Des résultats intéressants sont également obtenus en matière de déshydratation des boues, opération dans laquelle le meilleur rendement est obtenu avec un dosage correspondant à 1-3 % des matières sèches.
Conclusion
On a vu que l'emploi de nos composés polyvalents d'aluminium polynucléaires dans l'industrie du papier présente de nets avantages par rapport au sulfate d'aluminium.
En raison de leurs qualités physico-chimiques les composés d'aluminium polynucléaires constituent à notre avis l'agent de floculation primaire de l'avenir, qu'il soit utilisé dans la préparation de l'eau potable, dans les processus industriels ou dans l'épuration des eaux usées. Seul leur prix reste pour l'instant un obstacle à leur utilisation généralisée dans ce champ d'application.
Bibliographie
- R. W. Smith, Am. Chem. Soc., Advances in Chemistry, series 106, 250 (1971).

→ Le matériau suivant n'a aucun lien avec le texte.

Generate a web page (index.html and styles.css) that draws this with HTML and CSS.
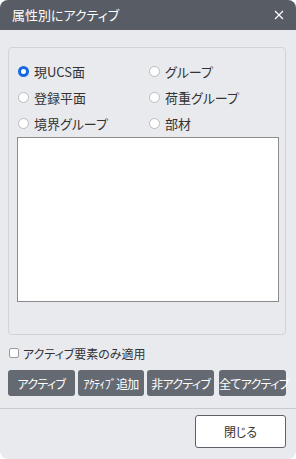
FILE: index.html
```html
<!DOCTYPE html>
<html>
<head>
<meta charset="utf-8">
<title>属性別にアクティブ</title>
<link rel="stylesheet" href="styles.css">
</head>
<body>
<div class="dialog">
    <header class="titlebar">
        <span class="title">属性別にアクティブ</span>
        <svg class="close-x" width="10" height="10" viewBox="0 0 10 10">
            <path d="M1 1L9 9M9 1L1 9" stroke="#ffffff" stroke-width="1.2" fill="none"/>
        </svg>
    </header>
    <div class="content">
        <div class="panel">
            <ul class="options">
                <li><span class="radio checked"></span>現UCS面</li>
                <li><span class="radio"></span>グループ</li>
                <li><span class="radio"></span>登録平面</li>
                <li><span class="radio"></span>荷重グループ</li>
                <li><span class="radio"></span>境界グループ</li>
                <li><span class="radio"></span>部材</li>
            </ul>
            <div class="listbox"></div>
        </div>
        <label class="only-active"><span class="checkbox"></span>アクティブ要素のみ適用</label>
        <div class="actions">
            <button class="btn">アクティブ</button>
            <button class="btn">ｱｸﾃｨﾌﾞ追加</button>
            <button class="btn">非アクティブ</button>
            <button class="btn last">全てアクティブ</button>
        </div>
    </div>
    <footer class="footer">
        <button class="btn-close">閉じる</button>
    </footer>
</div>
</body>
</html>
```
FILE: styles.css
```css
body {
    margin: 0;
    background-color: #ffffff;
    font-family: "Noto Sans CJK JP", "Noto Sans", sans-serif;
    font-feature-settings: "palt";
}
.dialog {
    width: 296px;
    height: 459px;
    background-color: #e9eaee;
    border-radius: 8px;
    overflow: hidden;
    display: flex;
    flex-direction: column;
}
.titlebar {
    height: 30px;
    background-color: #585d65;
    color: #ffffff;
    display: flex;
    align-items: center;
    justify-content: space-between;
    padding: 0 12px 0 12px;
    flex-shrink: 0;
}
.title {
    font-size: 13px;
    line-height: 16px;
}
.close-x {
    display: block;
}
.content {
    padding: 17px 10px 0 8px;
}
.panel {
    box-sizing: border-box;
    height: 288px;
    border: 1px solid #d2d3d7;
    border-radius: 4px;
    padding: 10px 6px 0 8px;
}
.options {
    margin: 0;
    padding: 0;
    list-style: none;
    display: grid;
    grid-template-columns: 131px 1fr;
}
.options li {
    height: 26px;
    display: flex;
    align-items: center;
    font-size: 13px;
    color: #333333;
}
.radio {
    width: 9px;
    height: 9px;
    border: 1px solid #b9bbbf;
    border-radius: 50%;
    background-color: #ffffff;
    margin: 0 5px 0 1px;
    flex-shrink: 0;
}
.radio.checked {
    width: 5px;
    height: 5px;
    border: 3px solid #1668e3;
}
.listbox {
    margin-top: 1px;
    height: 163px;
    background-color: #ffffff;
    border: 1px solid #8c8c8c;
}
.only-active {
    display: flex;
    align-items: center;
    height: 14px;
    margin-top: 11px;
    padding-left: 1px;
    font-size: 12px;
    color: #333333;
}
.checkbox {
    width: 8px;
    height: 8px;
    border: 1px solid #9a9a9e;
    border-radius: 2px;
    background-color: #ffffff;
    margin-right: 4px;
}
.actions {
    display: flex;
    gap: 3px;
    margin-top: 10px;
}
.btn {
    width: 67px;
    height: 26px;
    border: none;
    border-radius: 3px;
    background-color: #656a72;
    color: #ffffff;
    font-family: "Noto Sans CJK JP", "Noto Sans", sans-serif;
    font-feature-settings: "palt";
    font-size: 12px;
    letter-spacing: -0.7px;
    padding: 0;
    white-space: nowrap;
}
.btn.last {
    margin-left: 2px;
}
.footer {
    margin-top: 12px;
    border-top: 1px solid #c9cacf;
    display: flex;
    justify-content: flex-end;
    padding: 6px 10px 0 0;
}
.btn-close {
    width: 91px;
    height: 33px;
    background-color: #ffffff;
    border: 1px solid #5d6168;
    border-radius: 3px;
    font-family: "Noto Sans CJK JP", "Noto Sans", sans-serif;
    font-feature-settings: "palt";
    font-size: 12px;
    color: #333333;
}
```
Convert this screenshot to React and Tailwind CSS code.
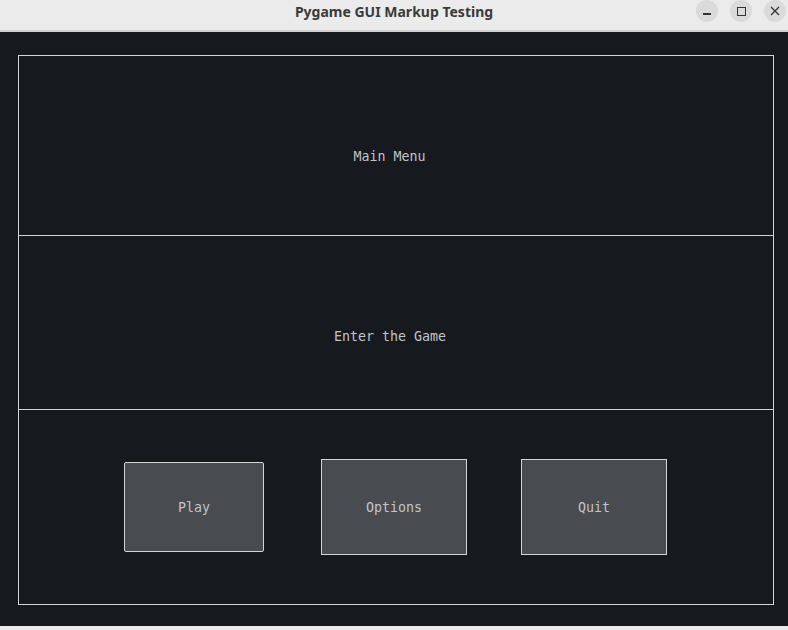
import React from "react";

const mono = { fontFamily: '"DejaVu Sans Mono", "Liberation Mono", monospace' };

const MenuButton = ({ label, className }) => (
  <div
    className={`flex items-center justify-center pt-[1px] bg-[#484b4f] border border-[#d4d4d4] text-[13.3px] text-[#c0c4c9] ${className}`}
    style={mono}
  >
    {label}
  </div>
);

const WindowButton = ({ children }) => (
  <div className="w-[22px] h-[22px] rounded-full bg-[#dadada] flex items-center justify-center">
    {children}
  </div>
);

const App = () => {
  return (
    <div className="w-[788px] h-[630px] flex flex-col bg-[#ebebeb] overflow-hidden">
      {/* Title bar */}
      <div className="relative h-[32px] shrink-0 flex items-center justify-center border-b-2 border-[#d2d2d2] bg-[#ebebeb]">
        <span
          className="text-[14px] font-bold text-[#3a3a3a] -mt-[7px]"
          style={{ fontFamily: '"Noto Sans", "Liberation Sans", sans-serif' }}
        >
          Pygame GUI Markup Testing
        </span>
        <div className="absolute right-[2px] top-0 flex gap-[12px]">
          <WindowButton>
            <div className="w-[8px] h-[1.5px] bg-[#333] mt-[6px]" />
          </WindowButton>
          <WindowButton>
            <div className="w-[9px] h-[9px] border border-[#333]" />
          </WindowButton>
          <WindowButton>
            <svg width="10" height="10" viewBox="0 0 10 10">
              <path d="M1 1L9 9M9 1L1 9" stroke="#333" strokeWidth="1.3" />
            </svg>
          </WindowButton>
        </div>
      </div>

      {/* Game surface */}
      <div className="h-[594px] shrink-0 bg-[#16191e] pt-[23px] pl-[18px] pr-[14px]">
        <div className="h-[550px] border border-[#d4d4d4] flex flex-col">
          <div
            className="h-[179px] flex items-center justify-center pt-[23px] pr-[13px] text-[13.3px] text-[#c0c4c9]"
            style={mono}
          >
            Main Menu
          </div>
          <div
            className="h-[174px] border-t border-[#d4d4d4] flex items-center justify-center pt-[28px] pr-[12px] text-[13.3px] text-[#c0c4c9]"
            style={mono}
          >
            Enter the Game
          </div>
          <div className="flex-1 border-t border-[#d4d4d4] flex items-center pl-[105px]">
            <MenuButton label="Play" className="w-[140px] h-[90px] rounded-[2px]" />
            <MenuButton label="Options" className="w-[146px] h-[96px] ml-[57px]" />
            <MenuButton label="Quit" className="w-[146px] h-[96px] ml-[54px]" />
          </div>
        </div>
      </div>
    </div>
  );
};

export default App;
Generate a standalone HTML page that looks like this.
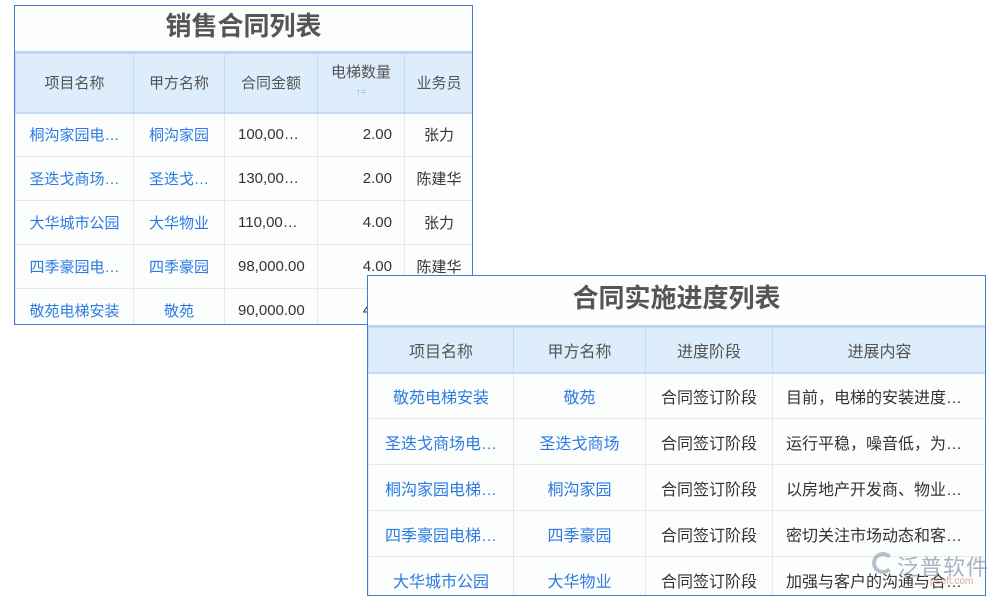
<!DOCTYPE html>
<html><head><meta charset="utf-8"><style>
body{margin:0;width:1000px;height:600px;background:#fff;position:relative;overflow:hidden;font-family:"Liberation Sans","Noto Sans CJK SC",sans-serif}
.box{position:absolute;border:1px solid #4a78d6;background:#fcfdfd;overflow:hidden;box-sizing:border-box}
.title{text-align:center;font-weight:bold;color:#555;border-bottom:2px solid #b9d3f0;box-sizing:border-box}
table{border-collapse:collapse;table-layout:fixed}
td{border:1px solid #e6e8ea;font-size:15px;color:#333;white-space:nowrap;overflow:hidden;padding:0 6px;text-align:center}
tr.h td{background:#ddedfb;color:#555;border-color:#c6dbef;border-bottom:2px solid #c6dbef}
.l{color:#2d7be0}
.r{text-align:right;padding-right:12px}
.lt{text-align:left;padding-left:13px}
</style></head><body>
<div class="box" style="left:14px;top:5px;width:459px;height:320px">
<div class="title" style="height:47px;line-height:40px;font-size:26px">销售合同列表</div>
<table style="width:458px">
<col style="width:118px"><col style="width:91px"><col style="width:93px"><col style="width:87px"><col style="width:69px">
<tr class="h" style="height:59px"><td>项目名称</td><td>甲方名称</td><td>合同金额</td><td style="line-height:18px">电梯数量<br><span style="font-size:10px;color:#9bb">↑=</span></td><td>业务员</td></tr>
<tr style="height:44px"><td class="l">桐沟家园电…</td><td class="l">桐沟家园</td><td class="lt">100,00…</td><td class="r">2.00</td><td>张力</td></tr>
<tr style="height:44px"><td class="l">圣迭戈商场…</td><td class="l">圣迭戈…</td><td class="lt">130,00…</td><td class="r">2.00</td><td>陈建华</td></tr>
<tr style="height:44px"><td class="l">大华城市公园</td><td class="l">大华物业</td><td class="lt">110,00…</td><td class="r">4.00</td><td>张力</td></tr>
<tr style="height:44px"><td class="l">四季豪园电…</td><td class="l">四季豪园</td><td class="lt">98,000.00</td><td class="r">4.00</td><td>陈建华</td></tr>
<tr style="height:44px"><td class="l">敬苑电梯安装</td><td class="l">敬苑</td><td class="lt">90,000.00</td><td class="r">4.00</td><td>张力</td></tr>
</table></div>
<div class="box" style="left:367px;top:275px;width:619px;height:321px">
<div class="title" style="height:51px;line-height:44px;font-size:26px">合同实施进度列表</div>
<table style="width:618px">
<col style="width:145px"><col style="width:132px"><col style="width:127px"><col style="width:214px">
<tr class="h" style="height:45px;font-size:16px"><td style="font-size:16px">项目名称</td><td style="font-size:16px">甲方名称</td><td style="font-size:16px">进度阶段</td><td style="font-size:16px">进展内容</td></tr>
<tr style="height:46px"><td class="l">敬苑电梯安装</td><td class="l">敬苑</td><td>合同签订阶段</td><td class="lt">目前，电梯的安装进度…</td></tr>
<tr style="height:46px"><td class="l">圣迭戈商场电…</td><td class="l">圣迭戈商场</td><td>合同签订阶段</td><td class="lt">运行平稳，噪音低，为…</td></tr>
<tr style="height:46px"><td class="l">桐沟家园电梯…</td><td class="l">桐沟家园</td><td>合同签订阶段</td><td class="lt">以房地产开发商、物业…</td></tr>
<tr style="height:46px"><td class="l">四季豪园电梯…</td><td class="l">四季豪园</td><td>合同签订阶段</td><td class="lt">密切关注市场动态和客…</td></tr>
<tr style="height:46px"><td class="l">大华城市公园</td><td class="l">大华物业</td><td>合同签订阶段</td><td class="lt">加强与客户的沟通与合…</td></tr>
</table></div>
<style>.box table td{font-size:16px}.box:first-of-type table td{font-size:15px}</style>
<div style="position:absolute;left:872px;top:552px;width:22px;height:22px;border-radius:50%;border:4px solid #8a9ab0;border-right-color:transparent;opacity:.6;box-sizing:border-box"></div>
<div style="position:absolute;left:897px;top:550px;font-size:22px;color:#8a9ab0;opacity:.75;letter-spacing:1px">泛普软件</div>
<div style="position:absolute;left:930px;top:576px;font-size:10px;color:#d9928a;opacity:.8">psoft.com</div>
</body></html>
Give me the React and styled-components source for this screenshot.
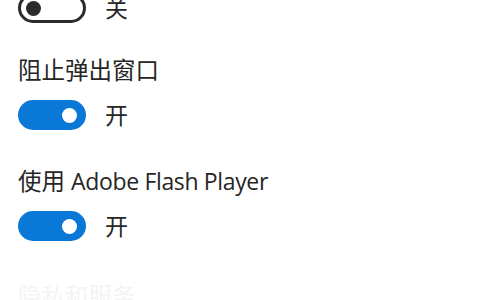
import React from "react";
import styled, { createGlobalStyle } from "styled-components";

const Global = createGlobalStyle`
  html, body { margin: 0; padding: 0; background: #ffffff; overflow: hidden; }
  body {
    font-family: "Segoe UI", "Open Sans", "Noto Sans CJK SC", sans-serif;
    color: #262626;
  }
`;

const Page = styled.div`
  width: 480px;
  height: 300px;
  overflow: hidden;
  display: flex;
  flex-direction: column;
  padding-left: 18px;
  box-sizing: border-box;
`;

const Column = styled.div`
  display: flex;
  flex-direction: column;
  margin-top: -7px;
`;

const Setting = styled.div`
  display: flex;
  flex-direction: column;
  gap: 15px;
  margin-top: ${(p) => p.$gap || 0}px;
`;

const Label = styled.div`
  font-size: 23.5px;
  line-height: 30px;
  height: 30px;
  white-space: nowrap;
  color: ${(p) => (p.$faint ? "#f4f4f4" : "#262626")};
`;

const Latin = styled.span`
  font-size: 23px;
  letter-spacing: -0.35px;
`;

const ToggleRow = styled.div`
  display: flex;
  align-items: center;
  gap: 19px;
  height: 30px;
`;

const Track = styled.div`
  width: 68px;
  height: 30px;
  box-sizing: border-box;
  border-radius: 15px;
  border: 3px solid ${(p) => (p.$on ? "#0a78d7" : "#2b2b2b")};
  background: ${(p) => (p.$on ? "#0a78d7" : "#ffffff")};
  display: flex;
  align-items: center;
  justify-content: ${(p) => (p.$on ? "flex-end" : "flex-start")};
  padding: 0 6px 0 ${(p) => (p.$on ? 6 : 5)}px;
`;

const Knob = styled.div`
  width: 15px;
  height: 15px;
  border-radius: 50%;
  background: ${(p) => (p.$on ? "#ffffff" : "#2b2b2b")};
`;

const State = styled.span`
  font-size: 23px;
  line-height: 30px;
  color: #262626;
`;

function Toggle({ on }) {
  return (
    <ToggleRow>
      <Track $on={on}>
        <Knob $on={on} />
      </Track>
      <State>{on ? "开" : "关"}</State>
    </ToggleRow>
  );
}

export default function App() {
  return (
    <>
      <Global />
      <Page>
        <Column>
          <Toggle on={false} />
          <Setting $gap={32}>
            <Label>阻止弹出窗口</Label>
            <Toggle on />
          </Setting>
          <Setting $gap={36}>
            <Label>
              使用 <Latin>Adobe Flash Player</Latin>
            </Label>
            <Toggle on />
          </Setting>
          <Setting $gap={40}>
            <Label $faint>隐私和服务</Label>
          </Setting>
        </Column>
      </Page>
    </>
  );
}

- N. Parthasarathy, J. Buffel, W. Haerdi, Rapport du projet n° 1050 « Investigation of the optimal conditions for the preparation and separation of polyhydroxo aluminium complexes », département de Chimie minérale de l'université de Genève.
- J. C. Ginocchio, H. Gros, H. Bischofberger, A. Gminder, « The influence of wastewater flocculation-filtration on subsequent disinfection by chlorine, physicochemical methods for water and wastewater treatment », Studies in Environmental Science 19, editor L. Pawlowski.
- R. Korn et F. Burgstaller, « Papier- und Zellstoff-prüfung », Springer-Verlag, 1953, page 262.
- H. Schlegel, « Allgemeine Mikrobiologie », Georg Thieme Verlag, 1976.
- P. Sür et L. Pelloni, « Korrosionsmessungen im Wasserkreislauf », rapport interne Sulzer Frères S.A., 1976.
- J. C. Ginocchio et A. Gminder, « Einfluss der Flockungs-filtration auf Nachentkeimung mit Ozon in der Trinkwasser-aufbereitung », Revue technique Sulzer, n° 18/81, 1981.